A cheaper alternative is generating a list of country-specific IPs and either blocking all access to, or allowing access only to, wp-admin from set countries, using a service like this one, on countryipblocks.net  (always be careful NOT to lock yourself out!).

Attempts At SQL Injection

This is only a VERY basic check that will not necessarily catch all attempts and will very likely throw-up some false positives. However I find it useful. The chart below shows hits that contain, in the request, strings that MAY indicate attempts at either MySQL injection (you can see the strings I used in the title of the chart, although I also include folks who’s request contains ‘sql’), or people trying to access SQL files that folks have left behind – say after an install of a tool or similar.

Further Security Checks From Log Files

Looking at the above, I can see several attempts to access .sql files that do not exist on the site. The above URLs (and folders) do not exist and have never existed on this site, leading me to believe a lot of the above are attempts to crawl the web for known footprints.

One IP obviously appears more often than the others.
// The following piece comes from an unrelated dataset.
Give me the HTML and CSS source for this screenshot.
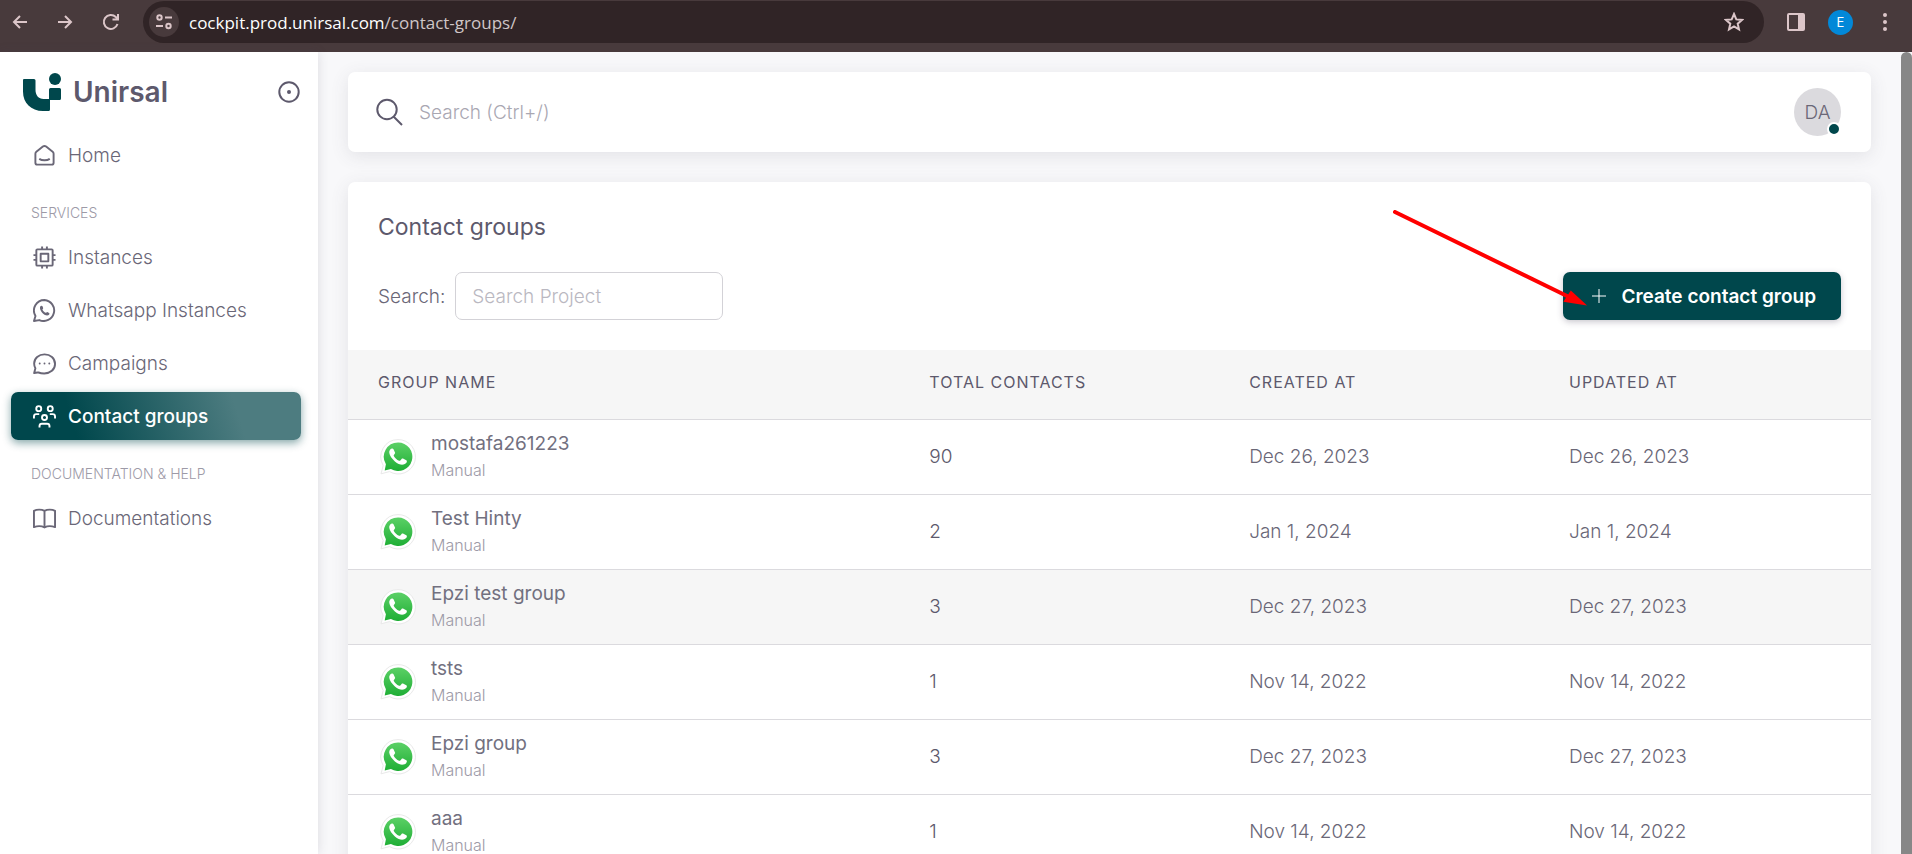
FILE: index.html
```html
<!DOCTYPE html>
<html lang="en">
<head>
<meta charset="utf-8">
<title>Contact groups - Unirsal</title>
<link rel="stylesheet" href="styles.css">
</head>
<body>
<svg class="defs" width="0" height="0" aria-hidden="true">
  <defs>
    <linearGradient id="wa-green" x1="0" y1="0" x2="0" y2="1">
      <stop offset="0" stop-color="#5bd066"/>
      <stop offset="1" stop-color="#1fae35"/>
    </linearGradient>
    <symbol id="wa" viewBox="0 0 36 36">
      <path d="M18 .6A17.2 17.2 0 0 0 3.200 26.500L1 34.800l8.500-2.200A17.200 17.200 0 1 0 18 .6z" fill="#fff" stroke="#e9e9e9" stroke-width="1"/>
      <path d="M18 3.600A14.200 14.200 0 0 0 5.900 25.200L4.700 31.600l6.200-1.600A14.200 14.200 0 1 0 18 3.600z" fill="url(#wa-green)" stroke="none"/>
      <path d="M13.500 10.200c-.4-.8-1-.8-1.600-.7-1.800.5-3 2.400-2.600 4.600.4 2.600 2.600 5.800 5.600 8.300 3 2.400 6.200 3.800 8.600 3.200 1.900-.4 3.300-1.700 3.400-3.300 0-.5-.1-.8-.6-1.100l-3.300-1.600c-.6-.3-1-.2-1.400.3l-1.300 1.600c-.3.4-.7.4-1.200.2-2.300-1-4.100-2.700-5.300-4.800-.2-.4-.2-.7.100-1l1-1.300c.3-.4.300-.8.100-1.200z" fill="#fff" stroke="none"/>
    </symbol>
  </defs>
</svg>

<header class="browser">
  <div class="browser-nav">
    <button class="bbtn" aria-label="Back"><svg width="16" height="16" viewBox="0 0 16 16"><path d="M15 8H2M8 2L2 8l6 6"/></svg></button>
    <button class="bbtn" aria-label="Forward"><svg width="16" height="16" viewBox="0 0 16 16"><path d="M1 8h13M8 2l6 6-6 6"/></svg></button>
    <button class="bbtn" aria-label="Reload"><svg width="18" height="18" viewBox="0 0 18 18"><path d="M15.500 11A7 7 0 1 1 13.800 4L16 6.200M16 1v5.500h-5.500"/></svg></button>
  </div>
  <div class="address">
    <button class="site" aria-label="Site information"><svg width="18" height="18" viewBox="0 0 18 18"><circle cx="4.500" cy="4.500" r="2.200"/><path d="M10 4.500h7M1 13h7"/><circle cx="13.500" cy="13" r="2.200"/></svg></button>
    <span class="url">cockpit.prod.unirsal.com<span class="url-path">/contact-groups/</span></span>
    <button class="bbtn" aria-label="Bookmark"><svg width="20" height="20" viewBox="0 0 20 20"><path d="M10 2l2.300 5.400 5.700.5-4.300 3.800 1.300 5.700-5-3-5 3 1.300-5.700L2 7.900l5.700-.5z"/></svg></button>
  </div>
  <div class="browser-actions">
    <button class="bbtn" aria-label="Side panel"><svg width="18" height="18" viewBox="0 0 18 18"><rect x="1" y="1" width="16" height="16" rx="1"/><path d="M11 1h6v16h-6z" class="solid"/></svg></button>
    <button class="profile" aria-label="Profile">E</button>
    <button class="bbtn menu-btn" aria-label="Menu"><svg width="4" height="18" viewBox="0 0 4 18"><g class="dots"><circle cx="2" cy="2" r="2"/><circle cx="2" cy="9" r="2"/><circle cx="2" cy="16" r="2"/></g></svg></button>
  </div>
</header>

<div class="app">
  <aside class="sidebar">
    <div class="brand">
      <svg class="logo" width="38" height="38" viewBox="0 0 38 38"><path d="M1 6H11a1.500 1.500 0 0 1 1.500 1.500V17c0 5 3 9 8 9h5.500V16.500a1.500 1.500 0 0 1 1.500-1.500h9a1.500 1.500 0 0 1 1.500 1.500v9a1.500 1.500 0 0 1-1.500 1.500H27v9.500a1.500 1.500 0 0 1-1.500 1.500H20C8 38 0 30 0 18.500V7a1 1 0 0 1 1-1z"/><circle cx="32" cy="6" r="6"/></svg>
      <span class="brand-name">Unirsal</span>
      <button class="pin" aria-label="Toggle menu"><svg width="22" height="22" viewBox="0 0 22 22"><circle cx="11" cy="11" r="9.700"/><circle cx="11" cy="11" r="1"/></svg></button>
    </div>
    <nav class="menu">
      <a class="item" href="#"><svg class="icon" viewBox="0 0 24 24"><path d="M2.500 10.200c0-1 .3-1.500 1-2.100l6.800-5.400c1.200-.9 2.200-.9 3.400 0l6.800 5.400c.7.600 1 1.100 1 2.100v9.300a2 2 0 0 1-2 2h-15a2 2 0 0 1-2-2z"/><path d="M6.500 15.500c3 2 8 2 11 0"/></svg>Home</a>
      <h2 class="section">SERVICES</h2>
      <a class="item" href="#"><svg class="icon" viewBox="0 0 24 24"><rect x="3.500" y="3.500" width="17" height="17" rx="1"/><rect x="8" y="8" width="8" height="8"/><path d="M9.500 .5v3M14.500 .5v3M9.500 20.500v3M14.500 20.500v3M.5 9.500h3M.5 14.500h3M20.500 9.500h3M20.500 14.500h3"/></svg>Instances</a>
      <a class="item" href="#"><svg class="icon" viewBox="0 0 24 24"><path d="M12 1a11 11 0 0 0-9.400 16.700L1 23l5.600-1A11 11 0 1 0 12 1z"/><path class="fill" d="M7.400 8c.7-1.200 2.200-1.300 2.500-.5l.7 2c.2.600-.9 1.300-.7 1.700.8 1.500 1.800 2.500 3.300 3.200.5.200 1.100-1 1.700-.8l1.900.9c.8.400.2 2-.9 2.500-3.700 1.200-9.700-5-8.500-9z"/></svg>Whatsapp Instances</a>
      <a class="item" href="#"><svg class="icon" viewBox="0 0 24 24"><path d="M12 2.500C6 2.500 1.200 6.500 1.200 12c0 2.300.5 3.700 1.300 5l-1.300 5c1.500-.6 3-.7 4.500-.6 1.800.7 4 1 6 1 6.300 0 11.300-4 11.300-10S18 2.500 12 2.500z"/><path class="dot" d="M7 12h.01M12 12h.01M17 12h.01"/></svg>Campaigns</a>
      <a class="item active" href="#" aria-current="page"><svg class="icon" viewBox="0 0 24 24"><circle cx="6" cy="3.800" r="2.600"/><circle cx="18" cy="3.800" r="2.600"/><circle cx="12" cy="13" r="2.600"/><path d="M1 14v-2c0-1.500 1-2.500 2.500-2.500h3M23 14v-2c0-1.500-1-2.500-2.500-2.500h-3M6.800 23.500V22c0-1.500 1-2.500 2.500-2.500h5.400c1.500 0 2.500 1 2.500 2.500v1.500"/></svg>Contact groups</a>
      <h2 class="section">DOCUMENTATION &amp; HELP</h2>
      <a class="item" href="#"><svg class="icon" viewBox="0 0 24 24"><path d="M12 4C9 2.300 4 2.300 1 4v17c3.500-1.300 8-1.300 11 .3 3-1.600 7.500-1.600 11-.3V4C20 2.300 15 2.300 12 4zM12 4v17"/></svg>Documentations</a>
    </nav>
  </aside>

  <main class="content">
    <div class="navbar">
      <label class="nav-search">
        <svg width="27" height="28" viewBox="0 0 27 28"><circle cx="11" cy="11.500" r="9.700"/><path d="M17.500 18.500L26 27"/></svg>
        <input type="search" aria-label="Search" placeholder="Search (Ctrl+/)">
      </label>
      <button class="avatar">DA<span class="status"></span></button>
    </div>

    <section class="card">
      <h1 class="card-title">Contact groups</h1>
      <div class="tools">
        <label class="filter" for="project">Search:<input id="project" type="text" placeholder="Search Project"></label>
        <button class="create"><svg width="16" height="16" viewBox="0 0 16 16"><path d="M8 1v14M1 8h14"/></svg>Create contact group</button>
        <svg class="pointer" width="194" height="96" viewBox="0 0 194 96" aria-hidden="true"><path d="M2 2l172 84" class="shaft"/><path d="M191 94l-13-12-6 9z" class="head"/></svg>
      </div>
      <table class="groups">
        <colgroup><col class="c-name"><col class="c-mid"><col class="c-mid"><col></colgroup>
        <thead><tr><th>GROUP NAME</th><th>TOTAL CONTACTS</th><th>CREATED AT</th><th>UPDATED AT</th></tr></thead>
        <tbody>
          <tr><td><div class="group"><svg class="wa"><use href="#wa"/></svg><div><div class="name">mostafa261223</div><div class="kind">Manual</div></div></div></td><td class="total">90</td><td>Dec 26, 2023</td><td>Dec 26, 2023</td></tr>
          <tr><td><div class="group"><svg class="wa"><use href="#wa"/></svg><div><div class="name">Test Hinty</div><div class="kind">Manual</div></div></div></td><td class="total">2</td><td>Jan 1, 2024</td><td>Jan 1, 2024</td></tr>
          <tr class="hovered"><td><div class="group"><svg class="wa"><use href="#wa"/></svg><div><div class="name">Epzi test group</div><div class="kind">Manual</div></div></div></td><td class="total">3</td><td>Dec 27, 2023</td><td>Dec 27, 2023</td></tr>
          <tr><td><div class="group"><svg class="wa"><use href="#wa"/></svg><div><div class="name">tsts</div><div class="kind">Manual</div></div></div></td><td class="total">1</td><td>Nov 14, 2022</td><td>Nov 14, 2022</td></tr>
          <tr><td><div class="group"><svg class="wa"><use href="#wa"/></svg><div><div class="name">Epzi group</div><div class="kind">Manual</div></div></div></td><td class="total">3</td><td>Dec 27, 2023</td><td>Dec 27, 2023</td></tr>
          <tr><td><div class="group"><svg class="wa"><use href="#wa"/></svg><div><div class="name">aaa</div><div class="kind">Manual</div></div></div></td><td class="total">1</td><td>Nov 14, 2022</td><td>Nov 14, 2022</td></tr>
        </tbody>
      </table>
    </section>
  </main>
  <div class="scrollbar"></div>
</div>
</body>
</html>
```

FILE: styles.css
```css
* { box-sizing: border-box; }
body {
  margin: 0;
  height: 100vh;
  display: flex;
  flex-direction: column;
  overflow: hidden;
  font-family: Inter, "Liberation Sans", sans-serif;
  font-size: 19px;
  font-weight: 300;
  color: #6a6777;
  background: #f8f8fa;
}
button, input { font: inherit; color: inherit; border: 0; background: none; padding: 0; }
svg { flex: none; fill: none; stroke: currentColor; }
.defs { position: absolute; }

.browser {
  flex: none;
  display: flex;
  align-items: flex-start;
  height: 52px;
  padding-top: 1px;
  background: #483a3c;
  color: #dcc6c9;
}
.browser-nav { display: flex; align-items: center; gap: 29px; width: 143px; height: 42px; padding-left: 12px; }
.bbtn { display: flex; stroke-width: 2; }
.address {
  flex: 1;
  display: flex;
  align-items: center;
  height: 42px;
  padding: 0 20px 0 6px;
  border-radius: 21px;
  background: #302426;
}
.site {
  display: grid;
  place-items: center;
  width: 30px;
  height: 30px;
  border-radius: 50%;
  background: #483a3c;
  stroke-width: 2;
}
.url { flex: 1; padding-left: 10px; font-family: "Open Sans", "Noto Sans", sans-serif; font-size: 17px; font-weight: 400; color: #fff; }
.url-path { color: #cfc6c7; }
.browser-actions { display: flex; align-items: center; height: 42px; padding: 0 25px 0 23px; gap: 23px; }
.solid, .dots { fill: currentColor; stroke: none; }
.profile { width: 25px; height: 25px; border-radius: 50%; background: #0288d8; color: #fff; font-size: 13px; font-weight: 400; }
.menu-btn { padding-left: 7px; }

.app { flex: 1; min-height: 0; display: flex; }
.sidebar { flex: none; width: 318px; background: #fff; box-shadow: 0 0 10px rgba(75, 70, 92, .16); }
.brand { display: flex; align-items: center; height: 79px; padding: 0 18px 0 23px; }
.logo { fill: #00474c; stroke: none; }
.brand-name { flex: 1; padding-left: 12px; font-size: 28px; font-weight: 600; color: #5d596c; }
.pin { display: flex; color: #5d596c; stroke-width: 2; }
.menu { display: flex; flex-direction: column; gap: 5px; padding: 0 17px 0 11px; }
.item {
  display: flex;
  align-items: center;
  gap: 12px;
  height: 48px;
  padding: 0 22px;
  border-radius: 7px;
  color: inherit;
  text-decoration: none;
}
.icon { width: 23px; height: 23px; stroke-width: 2; stroke-linejoin: round; }
.icon .fill { fill: currentColor; stroke: none; }
.icon .dot { stroke-linecap: round; }
.active {
  color: #fff;
  font-weight: 500;
  background: linear-gradient(72deg, #00474c 22%, #4d7c80 77%);
  box-shadow: 0 3px 8px rgba(0, 71, 76, .48);
}
.section { margin: 0; height: 44px; padding: 0 20px; font-size: 14px; font-weight: 300; line-height: 58px; color: #9d9aa7; }

.content { flex: 1; min-width: 0; padding: 20px 30px 0; display: flex; flex-direction: column; gap: 30px; }
.navbar, .card { background: #fff; border-radius: 7px; box-shadow: 0 4px 18px rgba(75, 70, 92, .12); }
.navbar { flex: none; height: 80px; padding: 0 30px 0 28px; display: flex; align-items: center; }
.nav-search { flex: 1; display: flex; gap: 16px; align-items: center; color: #5d596c; stroke-width: 2; }
.nav-search input { flex: 1; outline: 0; }
input::placeholder { color: #a9a7b2; opacity: 1; }
.avatar { position: relative; width: 47px; height: 48px; border-radius: 50%; background: #dbdade; }
.status {
  position: absolute;
  right: 0;
  bottom: 0;
  width: 14px;
  height: 14px;
  border: 2px solid #fff;
  border-radius: 50%;
  background: #00474c;
}

.card { flex: none; }
.card-title { margin: 0; padding: 30px 30px 0; font-size: 23px; font-weight: 400; line-height: 30px; color: #5d596c; }
.tools { position: relative; display: flex; justify-content: space-between; align-items: center; padding: 30px; }
.filter { display: flex; align-items: center; gap: 10px; }
.filter input { width: 268px; height: 48px; padding: 0 16px; border: 1px solid #d3d2d7; border-radius: 7px; }
.filter input::placeholder { color: #bab8c1; }
.create {
  display: flex;
  align-items: center;
  gap: 14px;
  height: 48px;
  padding: 0 25px 0 28px;
  border-radius: 7px;
  background: #00474c;
  color: #fff;
  font-weight: 600;
  box-shadow: 0 2px 6px rgba(75, 70, 92, .3);
}
.create svg { stroke-width: 1; }
.pointer { position: absolute; right: 284px; bottom: 44px; }
.shaft { stroke: #f00; stroke-width: 4; stroke-linecap: round; }
.head { fill: #f00; stroke: #f00; stroke-width: 2; }

.groups { width: 100%; border-collapse: collapse; table-layout: fixed; }
.c-name { width: 36.2%; }
.c-mid { width: 21%; }
th { height: 69px; padding: 0 30px 4px; background: #f6f6f6; text-align: left; font-size: 16px; font-weight: 400; letter-spacing: 1px; color: #5d596c; }
td { height: 75px; padding: 0 30px; }
th, td { border-bottom: 1px solid #dbdade; }
.hovered { background: #f6f6f6; }
.total { color: #5d596c; }
.group { display: flex; align-items: center; gap: 15px; }
.wa { width: 36px; height: 36px; margin-left: 2px; }
.name { font-weight: 400; line-height: 27px; color: #72707f; }
.kind { font-size: 16px; line-height: 26px; color: #9d9aa7; }

.scrollbar { flex: none; width: 11px; border-radius: 6px 6px 0 0; background: #878787; }
```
I did a little digging of this IP and found many more entries a (small) selection of which are below:

IP Security Checks Log File

Summary – & I Am Impressed With The Intel NUC

Okay, that’s it folks! I hope you enjoyed the overview of dashboard visualisations I like to use in Kibana. All in all, I’m quite impressed with how well the Intel NUC handles ELK Stack. Sure, when filtering on large data sets it will slow down a tad, but on the whole it works pretty damn smoothly and is much more efficient than my beast of a desktop PC.